Supreme Court's Judgment:
The Supreme Court judgment of May 2, 2002 mandated that candidates disclose their criminal antecedents, if any, as also their financial and educational background.
Right to Information Act and Criminalization of Politics:
The Court held that the right to information - the right to know antecedents, including the criminal past, or assets of candidates - was a fundamental right under Article 19 (1) (a) of the Constitution and that the information was fundamental for survival of democracy. In its Judgment of May 2, 2002, it directed the Election Commission to call for information on affidavit from each candidate seeking election to Parliament or the State Legislature as a necessary part of the nomination papers on: whether the candidate has been convicted / acquitted / discharged of any criminal offence in the past - if any, whether the candidate was accused in any pending case of any offenses punishable with imprisonment for two years or more, and in which charge was framed or cognizance taken by the court of law.

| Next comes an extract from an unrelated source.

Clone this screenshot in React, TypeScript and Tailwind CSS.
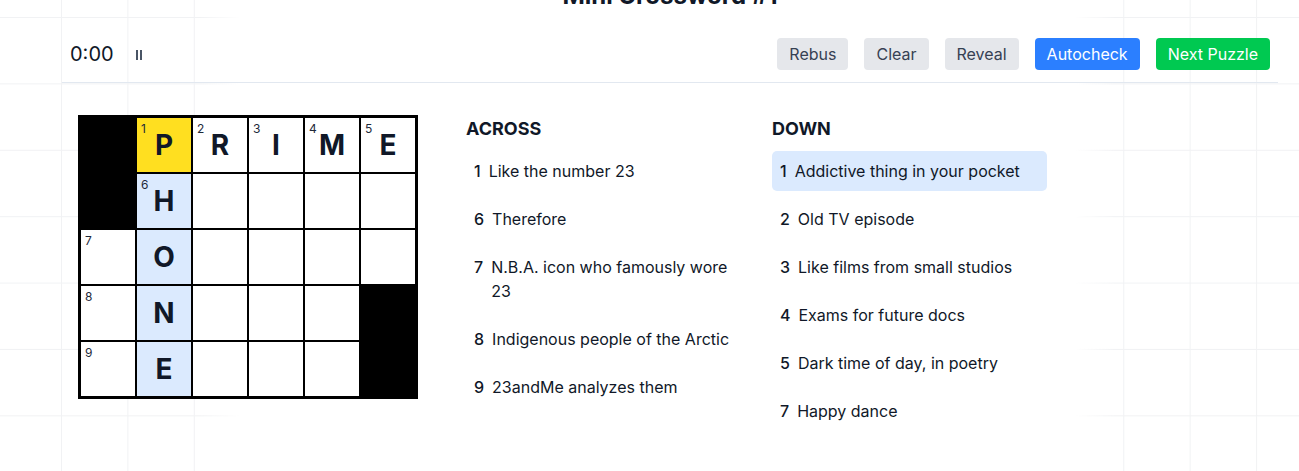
import React from "react";

type Cell = { black?: boolean; num?: number; letter?: string; hl?: "yellow" | "blue" };

const rows: Cell[][] = [
  [{ black: true }, { num: 1, letter: "P", hl: "yellow" }, { num: 2, letter: "R" }, { num: 3, letter: "I" }, { num: 4, letter: "M" }, { num: 5, letter: "E" }],
  [{ black: true }, { num: 6, letter: "H", hl: "blue" }, {}, {}, {}, {}],
  [{ num: 7 }, { letter: "O", hl: "blue" }, {}, {}, {}, {}],
  [{ num: 8 }, { letter: "N", hl: "blue" }, {}, {}, {}, { black: true }],
  [{ num: 9 }, { letter: "E", hl: "blue" }, {}, {}, {}, { black: true }],
];

const across: [number, string][] = [
  [1, "Like the number 23"],
  [6, "Therefore"],
  [7, "N.B.A. icon who famously wore 23"],
  [8, "Indigenous people of the Arctic"],
  [9, "23andMe analyzes them"],
];

const down: [number, string][] = [
  [1, "Addictive thing in your pocket"],
  [2, "Old TV episode"],
  [3, "Like films from small studios"],
  [4, "Exams for future docs"],
  [5, "Dark time of day, in poetry"],
  [7, "Happy dance"],
];

function ClueList({ title, items, active }: { title: string; items: [number, string][]; active?: number }) {
  return (
    <div className="w-[275px] shrink-0">
      <h2 className="text-lg leading-7 font-bold text-[#101828] mb-2">{title}</h2>
      <ul className="flex flex-col gap-2">
        {items.map(([n, t], i) => (
          <li
            key={n}
            className={
              "flex gap-2 rounded-[5px] px-2 py-2 text-base leading-6 text-[#101828] " +
              (i === active ? "bg-[#dbeafe]" : "")
            }
          >
            <span className="font-medium">{n}</span>
            <span>{t}</span>
          </li>
        ))}
      </ul>
    </div>
  );
}

export default function App() {
  return (
    <div className="relative min-h-screen overflow-hidden bg-white [font-family:Inter,'Noto_Sans',sans-serif]">
      <div
        className="absolute inset-0 bg-[linear-gradient(to_right,#f1f2f4_1px,transparent_1px),linear-gradient(to_bottom,#f1f2f4_1px,transparent_1px)] bg-[size:66.4px_66.4px] bg-[position:61px_17px] [mask-image:linear-gradient(to_right,black_0,black_200px,transparent_240px,transparent_1075px,black_1115px)]"
      />
      <div className="relative ml-[62px] w-[1216px] -mt-[20px]">
        <h1 className="text-center text-2xl leading-8 font-bold text-[#101828]">Mini Crossword #1</h1>
        <div className="mt-[14px] flex items-center justify-between border-b border-[#e2e8f0] px-2 py-3">
          <div className="flex items-center">
            <span className="text-xl leading-7 text-[#101828]">0:00</span>
            <span className="ml-[22px] mt-[2px] flex gap-[2px]">
              <span className="block h-[10px] w-[2px] bg-[#4a5565]" />
              <span className="block h-[10px] w-[2px] bg-[#4a5565]" />
            </span>
          </div>
          <div className="flex items-center gap-4">
            <button className="h-8 rounded px-3 text-base bg-[#e5e7eb] text-[#364153]">Rebus</button>
            <button className="h-8 rounded px-3 text-base bg-[#e5e7eb] text-[#364153]">Clear</button>
            <button className="h-8 rounded px-3 text-base bg-[#e5e7eb] text-[#364153]">Reveal</button>
            <button className="h-8 rounded px-3 text-base bg-[#2b7fff] text-white">Autocheck</button>
            <button className="h-8 rounded px-3 text-base bg-[#00c951] text-white">Next Puzzle</button>
          </div>
        </div>
        <div className="flex items-start gap-12 px-4 pt-8">
          <div className="grid grid-cols-[repeat(6,54px)] grid-rows-[repeat(5,54px)] gap-[2px] bg-black p-[3px] shrink-0">
            {rows.flatMap((r, ri) =>
              r.map((c, ci) => (
                <div
                  key={ri + "-" + ci}
                  className={
                    "relative flex items-center justify-center " +
                    (c.black ? "bg-black" : c.hl === "yellow" ? "bg-[#ffdf20]" : c.hl === "blue" ? "bg-[#dbeafe]" : "bg-white")
                  }
                >
                  {c.num !== undefined && (
                    <span className="absolute left-[4px] top-[5px] text-[12px] leading-none text-[#1e2939]">{c.num}</span>
                  )}
                  {c.letter && <span className="text-[28px] leading-none font-bold text-[#101828]">{c.letter}</span>}
                </div>
              ))
            )}
          </div>
          <div className="flex gap-[31px]">
            <ClueList title="ACROSS" items={across} />
            <ClueList title="DOWN" items={down} active={0} />
          </div>
        </div>
      </div>
    </div>
  );
}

Recent Decision of Court :-
- Flagging “an alarming increase in the incidence of criminals in politics” and questioning parties for offering “no explanation” on “why candidates with pending criminal cases are selected as candidates in the first place” the supreme court made it mandatory for political parties to publish including on official social media pages ,detail of cases against their candidates and the reason for selecting them over others.
- Apex Court said that “win ability of a candidate can’t be only reason for selection .
As we know that election is the process by which ‘people of India’ transfers their Sovernity to legislative bodies and Government. Therefore, to maintain the sanctity of this process, it is necessary to bring purity in the election and this decision of the Supreme Court will prove helpful in bringing this purity.